Boston, MA 06/11/2014 (wallstreetpr) – Wells Fargo & Co (NYSE:WFC), has suffered a major blow after a U.S Court of appeals turned down its application to stop litigation over government misconduct allegations, related to the’ home mortgage loans that were issued by the Federal Housing Administration. A three judge bench voted unanimously that the bank’s participation in the $25 billion settlement did not properly address claims brought by the attorney’s office in Manhattan concerning underwriting of loans.

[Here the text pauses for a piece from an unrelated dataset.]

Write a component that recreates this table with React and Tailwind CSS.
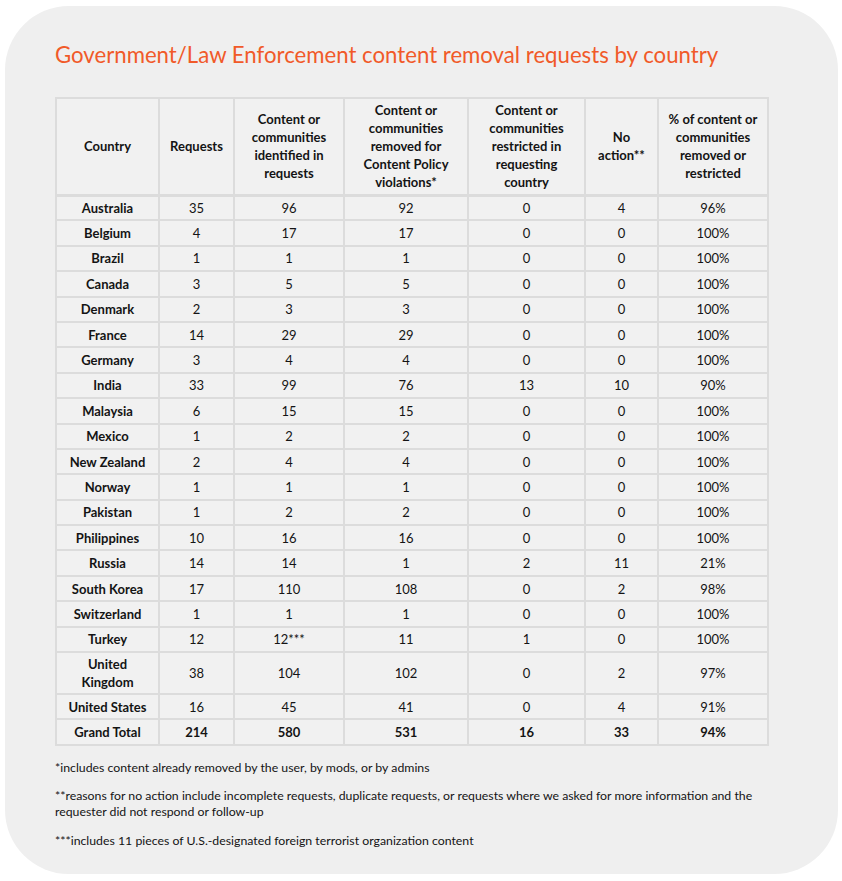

District Court Ruling Upheld
Wells Fargo & Co (NYSE:WFC) spokesman Ancel Martinez could not hide his disillusionment on the ruling confirming that the company will forge forward in presenting its case in support of long lasting record of responsible lending. Wells Fargo is trying persuade the district court in Washington to implement the 2012 settlement that had been negotiated by the Department of Justice
Wells Fargo maintains that recent claims made in the New York Lawsuit should be done with, in light of the earlier settlement. The appeals court looks to have handed WFC the greatest blow after upholding the district judge ruling on the matter
Wells Fargo Brokers Balking on New Team Agreements
Brokers at Wells Fargo worst fears have been confirmed after being asked to formalize their pay account arrangements in a more generous way to both parties. The brokers fear that the latest move by the holding company could lead to client grab once teams are changed or dissolved
The latest move could allow advisers for the first time to enjoy differed bonus awards, devise inter team revenues splits, as well as transfer revenue target goals among themselves. Brokers who sign the new deal will be eligible to bonuses that they don’t qualify if a team reaches cumulative target. It is still not clear whether all brokers will ink to paper the new proposal as they continue to have second thoughts on the proposal.
Teams who fail sign the new pact by the end of June will still be allowed to operate as in the past.